Speaker: Associate Professor Lin Zhen
Topic: The $A_{\alpha}$-spread of a graph
Date: September 18, 2023
Time: 3:30 p.m.
Venue: Academic Lecture Hall 1508, Building 9
Sponsors: School of Mathematics and Statistics, Research Institute of Mathematical Science, Institute of Science and Technology
Biography:
Lin Zhen is an associate professor, master’s supervisor and the commentator of Mathematical Reviews. He mainly engaged in researches in algebraic graph theory and chemical graph theory. He has participated in two National Natural Science Foundation Projects and published over 30 academic papers in journals such as Linear Algebra Appl., Electron. J. Linear Algebra, and Bull. Malays. Math. Sci.
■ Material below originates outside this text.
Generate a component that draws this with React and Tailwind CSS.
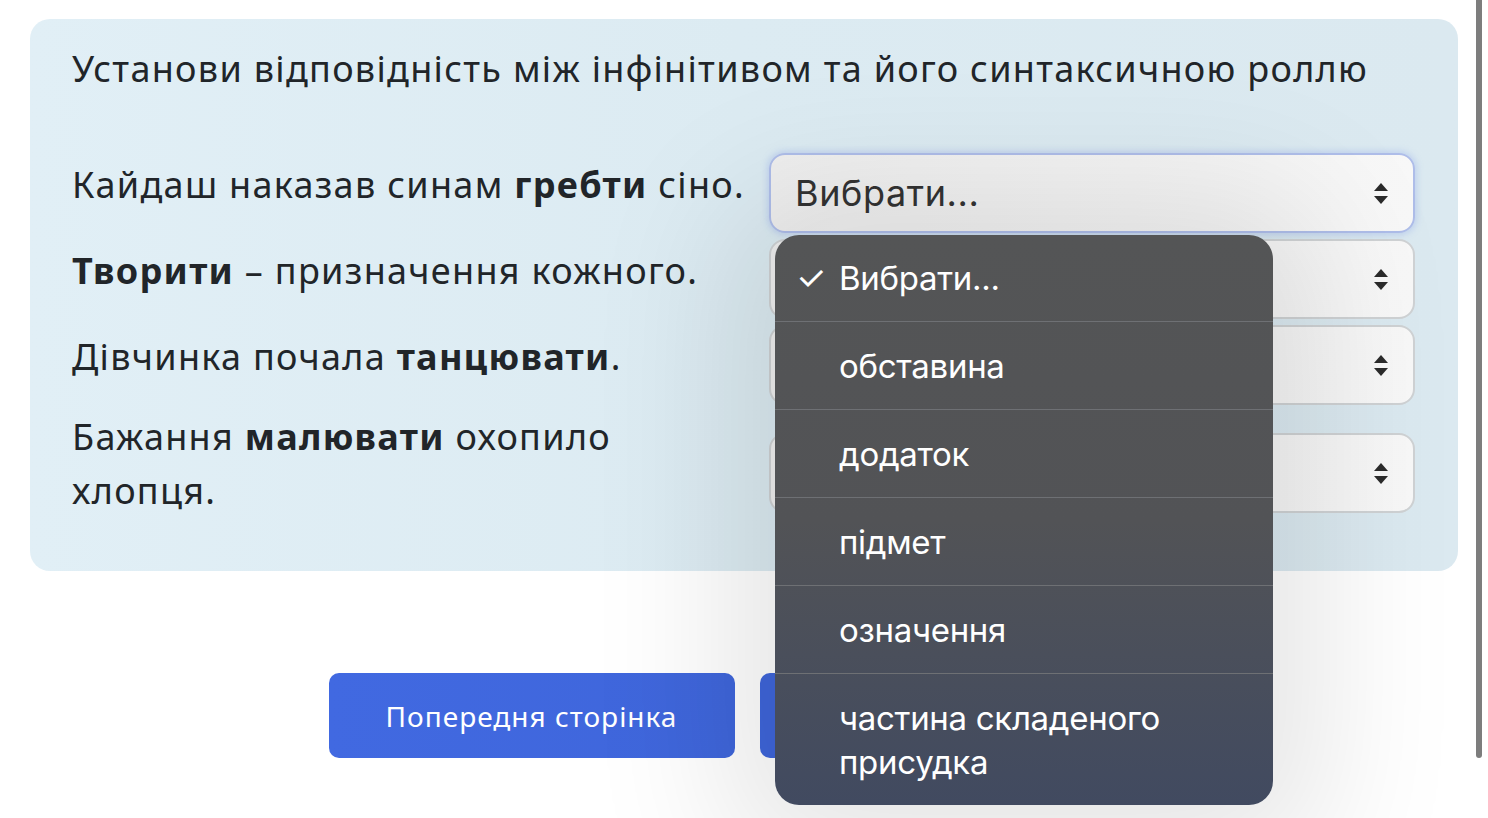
import { useState } from "react";

const ROWS = [
  { pre: "Кайдаш наказав синам ", bold: "гребти", post: " сіно." },
  { pre: "", bold: "Творити", post: " – призначення кожного." },
  { pre: "Дівчинка почала ", bold: "танцювати", post: "." },
  { pre: "Бажання ", bold: "малювати", post: " охопило хлопця." },
];

const OPTIONS = ["Вибрати...", "обставина", "додаток", "підмет", "означення", "частина складеного присудка"];

const SANS = "font-['Noto_Sans','Open_Sans',sans-serif]";
const SYS = "font-['Inter','Roboto',sans-serif]";

function Arrows() {
  return (
    <svg width="14" height="21" viewBox="0 0 14 21" className="shrink-0">
      <path d="M7 0 L14 8 H0 Z" fill="#2b2b2b" />
      <path d="M0 13 H14 L7 21 Z" fill="#2b2b2b" />
    </svg>
  );
}

function SelectBox({ focused, label }) {
  return (
    <div
      className={
        "h-[80px] flex-1 flex items-center justify-between pl-[24px] pr-[25px] rounded-[16px] bg-gradient-to-r from-[#efefef] to-[#f8f8f8] " +
        (focused
          ? "border-2 border-[#aebde9] shadow-[0_0_6px_2px_rgba(140,165,235,0.35)]"
          : "border-2 border-[#cfd2d4]")
      }
    >
      <span className={`${SYS} text-[36px] text-[#333] tracking-[0.6px]`}>{label}</span>
      <Arrows />
    </div>
  );
}

function Label({ row, className }) {
  return (
    <p className={className}>
      {row.pre}
      <b className="font-bold">{row.bold}</b>
      {row.post}
    </p>
  );
}

export default function App() {
  const [open] = useState(true);

  return (
    <div className={`relative w-[1488px] h-[818px] overflow-hidden bg-white ${SANS} text-[#212529]`}>
      <div className="pt-[19px] pl-[30px] pr-[30px]">
        <div className="h-[552px] rounded-[20px] bg-gradient-to-r from-[#e1eff6] via-[#dcebf2] to-[#dbe9f0] pt-[26px] pl-[42px] pr-[43px]">
          <h1 className="text-[36px] leading-[48px] font-normal tracking-[1.3px] whitespace-nowrap">
            Установи відповідність між інфінітивом та його синтаксичною роллю
          </h1>

          <div className="mt-[60px] flex flex-col gap-[6px]">
            {ROWS.slice(0, 3).map((r, i) => (
              <div key={i} className="flex items-start gap-[12px]">
                <Label row={r} className="w-[685px] pt-[5px] text-[36px] leading-[54px] tracking-[1.3px] whitespace-nowrap" />
                <SelectBox focused={i === 0} label={i === 0 ? "Вибрати..." : ""} />
              </div>
            ))}
            <div className="flex items-start gap-[12px]">
              <Label row={ROWS[3]} className="w-[600px] mr-[85px] -mt-[1px] text-[36px] leading-[54px] tracking-[1.3px]" />
              <div className="flex-1 flex mt-[22px]">
                <SelectBox label="" />
              </div>
            </div>
          </div>
        </div>

        <div className="mt-[102px] flex justify-center gap-[25px] pl-[6px]">
          <button className="w-[406px] h-[85px] rounded-[10px] bg-gradient-to-r from-[#4169e1] to-[#3f66db] text-white text-[28px] tracking-[1px]">
            Попередня сторінка
          </button>
          <button className="w-[406px] h-[85px] rounded-[10px] bg-[#3f66db] text-white text-[28px] tracking-[1px]">
            Наступна сторінка
          </button>
        </div>
      </div>

      {/* native picker overlay */}
      {open && (
        <div className={`absolute left-[775px] top-[235px] w-[498px] h-[570px] rounded-[24px] overflow-hidden bg-gradient-to-b from-[#545556] via-[#525356] to-[#414a60] shadow-[0_10px_140px_50px_rgba(0,0,0,0.10)] ${SYS} text-white`}>
          {OPTIONS.map((o, i) => (
            <div
              key={o}
              className={
                "relative flex items-center pl-[64px] pr-[40px] text-[33px] leading-[44px] tracking-[-0.3px] " +
                (i === 0 ? "h-[86px]" : i === 5 ? "h-[132px] border-t border-[#6e7074]" : "h-[88px] border-t border-[#6e7074]")
              }
            >
              {i === 0 && <span className="absolute left-[21px] text-[34px]">✓</span>}
              <span>{o}</span>
            </div>
          ))}
        </div>
      )}

      {/* overlay scrollbar */}
      <div className="absolute left-[1476px] top-0 w-[6px] h-[758px] rounded-b-full bg-[#7d7d7d]" />
    </div>
  );
}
Soc.
Abstract:
Let $A(G)$ and $D(G)$ be the adjacency matrix and the degree diagonal matrix of a graph $G$, respectively. For any real number $\alpha \in[0,1]$, Nikiforov defined the $A_{\alpha}$-matrix of a graph $G$ as $A_{\alpha}(G)=\alpha D(G)+(1-\alpha)A(G)$. The $A_{\alpha}$-spread of a graph is the difference between the largest eigenvalue and the smallest eigenvalue of the $A_{\alpha}$-matrix of the graph. In this talk, we introduce the latest work of $A$-spread, $Q$-spread and $A_{\alpha}$-spread.